STATED EXERCISE:
Would you retype, exactly and without the pictures, the lines between the line holding "Recreate this image" and the line holding "string; desc?: string;", inclusive, and nothing else?

DATASET CONTENT:

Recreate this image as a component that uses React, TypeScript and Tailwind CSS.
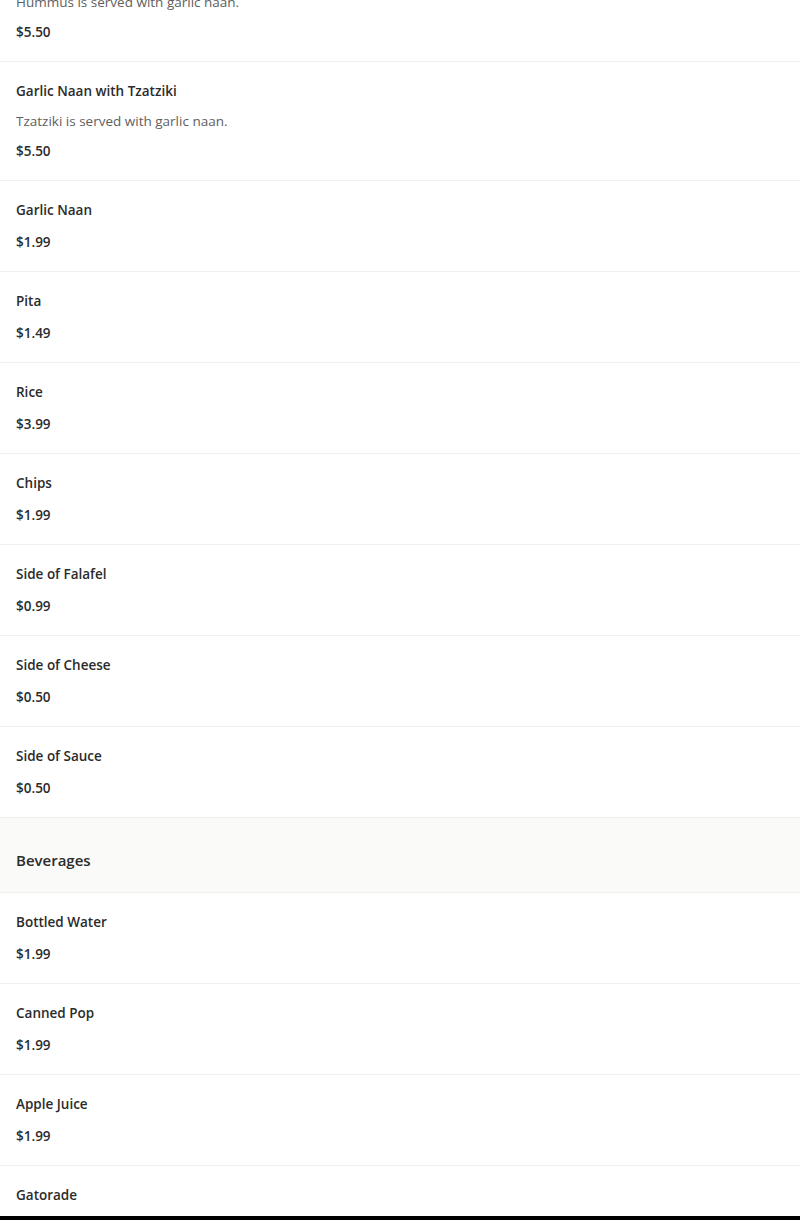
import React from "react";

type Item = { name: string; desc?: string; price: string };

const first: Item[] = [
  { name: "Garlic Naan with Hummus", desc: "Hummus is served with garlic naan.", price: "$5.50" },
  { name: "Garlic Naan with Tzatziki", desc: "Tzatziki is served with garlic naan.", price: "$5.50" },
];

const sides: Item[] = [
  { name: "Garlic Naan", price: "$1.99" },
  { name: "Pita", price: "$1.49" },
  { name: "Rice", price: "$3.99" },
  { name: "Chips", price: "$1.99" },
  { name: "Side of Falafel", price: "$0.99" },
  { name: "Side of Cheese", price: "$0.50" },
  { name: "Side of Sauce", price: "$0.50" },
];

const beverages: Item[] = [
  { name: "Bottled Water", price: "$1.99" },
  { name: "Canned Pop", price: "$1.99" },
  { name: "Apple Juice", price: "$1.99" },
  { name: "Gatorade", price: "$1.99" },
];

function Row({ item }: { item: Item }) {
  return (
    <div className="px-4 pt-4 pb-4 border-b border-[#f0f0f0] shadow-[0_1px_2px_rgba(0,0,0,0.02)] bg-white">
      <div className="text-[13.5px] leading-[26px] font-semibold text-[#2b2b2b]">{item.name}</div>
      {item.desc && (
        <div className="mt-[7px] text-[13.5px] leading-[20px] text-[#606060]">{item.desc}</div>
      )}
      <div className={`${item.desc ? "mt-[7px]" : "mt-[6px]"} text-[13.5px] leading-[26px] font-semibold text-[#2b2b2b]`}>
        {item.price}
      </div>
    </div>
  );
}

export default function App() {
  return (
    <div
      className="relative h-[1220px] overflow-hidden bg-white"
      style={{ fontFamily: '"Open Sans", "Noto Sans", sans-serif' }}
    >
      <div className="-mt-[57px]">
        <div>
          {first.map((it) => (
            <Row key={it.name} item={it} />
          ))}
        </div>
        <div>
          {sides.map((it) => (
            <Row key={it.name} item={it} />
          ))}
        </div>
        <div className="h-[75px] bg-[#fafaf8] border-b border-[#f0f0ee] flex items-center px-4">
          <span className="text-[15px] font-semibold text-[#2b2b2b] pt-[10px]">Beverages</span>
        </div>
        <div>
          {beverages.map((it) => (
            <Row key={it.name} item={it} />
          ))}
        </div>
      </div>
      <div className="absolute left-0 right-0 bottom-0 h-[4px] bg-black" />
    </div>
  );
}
...
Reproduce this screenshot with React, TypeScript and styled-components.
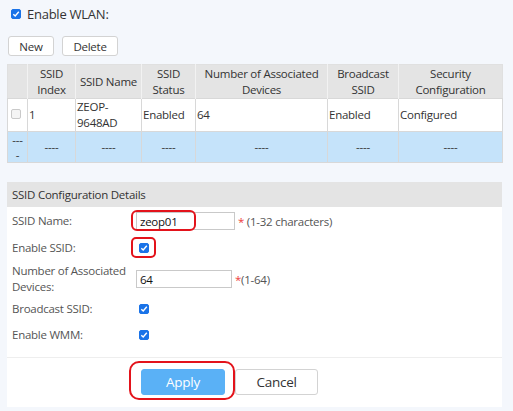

REPLY:
Recreate this image as a component that uses React, TypeScript and Tailwind CSS.
import React from "react";

type Item = { name: string; desc?: string; price: string };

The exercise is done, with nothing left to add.